_Task description_: Gather all lines with the word "screenshot" in them.

_Material_:
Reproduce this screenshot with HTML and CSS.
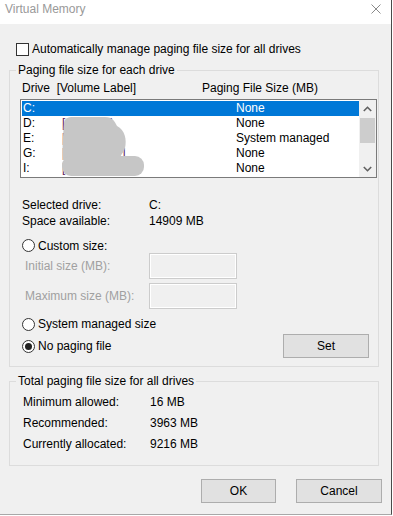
FILE: index.html
```html
<!DOCTYPE html>
<html>
<head>
    <title>Virtual Memory</title>
    <link rel="stylesheet" href="styles.css">
</head>
<body>

<div class="window">
    <div class="titlebar">
        <span class="title">Virtual Memory</span>
        <svg class="close" width="10" height="10" viewBox="0 0 10 10">
            <path d="M0.5 0.5 L9.5 9.5 M9.5 0.5 L0.5 9.5" stroke="#8a8a8a" stroke-width="1" fill="none"/>
        </svg>
    </div>

    <label class="auto-row">
        <span class="checkbox"></span>
        Automatically manage paging file size for all drives
    </label>

    <fieldset class="group">
        <legend>Paging file size for each drive</legend>

        <div class="list-header">
            <span class="col-drive-head">Drive&nbsp; [Volume Label]</span>
            <span>Paging File Size (MB)</span>
        </div>

        <div class="listbox">
            <div class="rows">
                <div class="row selected">
                    <span class="drive">C:</span><span class="vol"></span><span>None</span>
                </div>
                <div class="row">
                    <span class="drive">D:</span><span class="vol">[<span class="gap gap-d"></span>]</span><span>None</span>
                </div>
                <div class="row">
                    <span class="drive">E:</span><span class="vol">[</span><span>System managed</span>
                </div>
                <div class="row">
                    <span class="drive">G:</span><span class="vol">[<span class="gap gap-g"></span>]</span><span>None</span>
                </div>
                <div class="row">
                    <span class="drive">I:</span><span class="vol">[</span><span>None</span>
                </div>
            </div>
            <div class="scrollbar">
                <div class="arrow">
                    <svg width="9" height="6" viewBox="0 0 9 6"><polyline points="0.8,5 4.5,1.3 8.2,5" stroke="#606060" stroke-width="1.6" fill="none"/></svg>
                </div>
                <div class="track"><div class="thumb"></div></div>
                <div class="arrow">
                    <svg width="9" height="6" viewBox="0 0 9 6"><polyline points="0.8,1 4.5,4.7 8.2,1" stroke="#606060" stroke-width="1.6" fill="none"/></svg>
                </div>
            </div>
            <!-- label names blurred out in the screenshot -->
            <svg class="blur" width="130" height="77" viewBox="0 0 130 77">
                <path d="M43 24 C43 18, 47 17, 52 17 L84 17 C92 17, 94 22, 96 26 C104 30, 106 40, 104 48 C103 53, 98 55, 100 60 L46 60 L42 60 C41 50, 42 35, 43 24 Z" fill="#c6c6c6"/>
                <rect x="41" y="56" width="82" height="20" rx="9" fill="#c6c6c6"/>
            </svg>
        </div>

        <div class="info">
            <div class="info-row"><span class="info-label">Selected drive:</span><span>C:</span></div>
            <div class="info-row"><span class="info-label">Space available:</span><span>14909 MB</span></div>
        </div>

        <div class="radio-row custom">
            <span class="radio"></span>Custom size:
        </div>
        <div class="size-row">
            <span class="size-label">Initial size (MB):</span>
            <span class="textbox"></span>
        </div>
        <div class="size-row second">
            <span class="size-label">Maximum size (MB):</span>
            <span class="textbox"></span>
        </div>

        <div class="radio-row system">
            <span class="radio"></span>System managed size
        </div>
        <div class="radio-row nopaging">
            <span class="radio checked"></span>No paging file
            <button class="btn set-btn">Set</button>
        </div>
    </fieldset>

    <fieldset class="group totals">
        <legend>Total paging file size for all drives</legend>
        <div class="total-row"><span class="total-label">Minimum allowed:</span><span>16 MB</span></div>
        <div class="total-row"><span class="total-label">Recommended:</span><span>3963 MB</span></div>
        <div class="total-row"><span class="total-label">Currently allocated:</span><span>9216 MB</span></div>
    </fieldset>

    <div class="buttons">
        <button class="btn ok-btn">OK</button>
        <button class="btn cancel-btn">Cancel</button>
    </div>
</div>

</body>
</html>
```

FILE: styles.css
```css
body {
    margin: 0;
    background: #fff;
    font-family: "Liberation Sans", Arial, sans-serif;
    font-size: 12px;
    color: #000;
}
.window {
    width: 392px;
    height: 515px;
    box-sizing: border-box;
    background: #f0f0f0;
    border-right: 1px solid #4a4a4a;
    border-bottom: 1px solid #a8a8a8;
    display: flex;
    flex-direction: column;
}
.titlebar {
    height: 24px;
    flex-shrink: 0;
    background: #fff;
    display: flex;
    align-items: flex-start;
    justify-content: space-between;
    padding: 1px 10px 0 5px;
    box-sizing: border-box;
    line-height: 16px;
    color: #999;
}
.close {
    margin-top: 3px;
}
.auto-row {
    display: flex;
    align-items: center;
    gap: 3px;
    height: 16px;
    line-height: 16px;
    margin: 17px 0 0 16px;
}
.checkbox {
    width: 13px;
    height: 13px;
    box-sizing: border-box;
    border: 1px solid #333;
    background: #fff;
}
.group {
    margin: 5px 12px 0 9px;
    padding: 0 1px 8px 10px;
    border: 1px solid #dcdcdc;
    min-width: 0;
}
.group legend {
    padding: 0 2px;
    margin-left: -4px;
    line-height: 16px;
}
.list-header {
    display: flex;
    height: 16px;
    line-height: 16px;
    margin-top: 2px;
    padding-left: 2px;
}
.col-drive-head {
    width: 180px;
}
.listbox {
    position: relative;
    display: flex;
    width: 357px;
    height: 79px;
    box-sizing: border-box;
    margin-top: 3px;
    padding: 1px 0 1px 1px;
    border: 1px solid #7a7a7a;
    background: #fff;
}
.rows {
    flex: 1;
}
.row {
    display: flex;
    height: 15px;
    line-height: 15px;
    padding-left: 1px;
}
.row.selected {
    background: #0078d7;
    color: #fff;
}
.drive {
    width: 39px;
}
.vol {
    width: 174px;
    color: #5a1e5a;
}
.gap {
    display: inline-block;
}
.gap-d {
    width: 44px;
}
.gap-g {
    width: 57px;
}
.scrollbar {
    width: 17px;
    margin: -1px 0;
    display: flex;
    flex-direction: column;
    background: #f0f0f0;
}
.arrow {
    height: 17px;
    display: flex;
    align-items: center;
    justify-content: center;
}
.track {
    flex: 1;
    padding: 1px 1px 0;
}
.thumb {
    height: 25px;
    background: #cdcdcd;
}
.blur {
    position: absolute;
    left: 0;
    top: 0;
    pointer-events: none;
}
.info {
    margin-top: 19px;
    padding-left: 2px;
}
.info-row {
    display: flex;
    height: 16px;
    line-height: 16px;
}
.info-label {
    width: 127px;
}
.radio-row {
    display: flex;
    align-items: center;
    gap: 3px;
    height: 16px;
    line-height: 16px;
    padding-left: 2px;
}
.radio-row.custom {
    margin-top: 9px;
    height: 15px;
}
.radio-row.system {
    margin-top: 7px;
}
.radio-row.nopaging {
    margin-top: 2px;
    height: 24px;
}
.radio {
    width: 13px;
    height: 13px;
    box-sizing: border-box;
    border: 1px solid #333;
    border-radius: 50%;
    background: #fff;
    position: relative;
}
.radio.checked::after {
    content: "";
    position: absolute;
    left: 2px;
    top: 2px;
    width: 7px;
    height: 7px;
    border-radius: 50%;
    background: #222;
}
.size-row {
    display: flex;
    align-items: center;
    height: 26px;
    padding-left: 5px;
    color: #a0a0a0;
}
.size-row.second {
    margin-top: 4px;
}
.size-label {
    width: 124px;
}
.textbox {
    width: 88px;
    height: 26px;
    box-sizing: border-box;
    border: 1px solid #cccccc;
    box-shadow: inset 0 0 0 1px #fff;
    background: #f0f0f0;
}
.btn {
    height: 24px;
    box-sizing: border-box;
    border: 1px solid #adadad;
    background: #e1e1e1;
    font-family: "Liberation Sans", Arial, sans-serif;
    font-size: 12px;
    color: #000;
    padding: 0;
}
.set-btn {
    width: 86px;
    margin-left: auto;
    margin-right: 8px;
}
.totals {
    margin-top: 6px;
    padding-bottom: 10px;
}
.total-row {
    display: flex;
    height: 21px;
    line-height: 21px;
    padding-left: 3px;
}
.total-row:first-of-type {
    margin-top: 3px;
}
.total-label {
    width: 127px;
}
.buttons {
    display: flex;
    justify-content: flex-end;
    gap: 20px;
    margin: 13px 9px 0 0;
}
.ok-btn {
    width: 75px;
}
.cancel-btn {
    width: 86px;
}
```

_Worked answer_:
Reproduce this screenshot with HTML and CSS.
            <!-- label names blurred out in the screenshot -->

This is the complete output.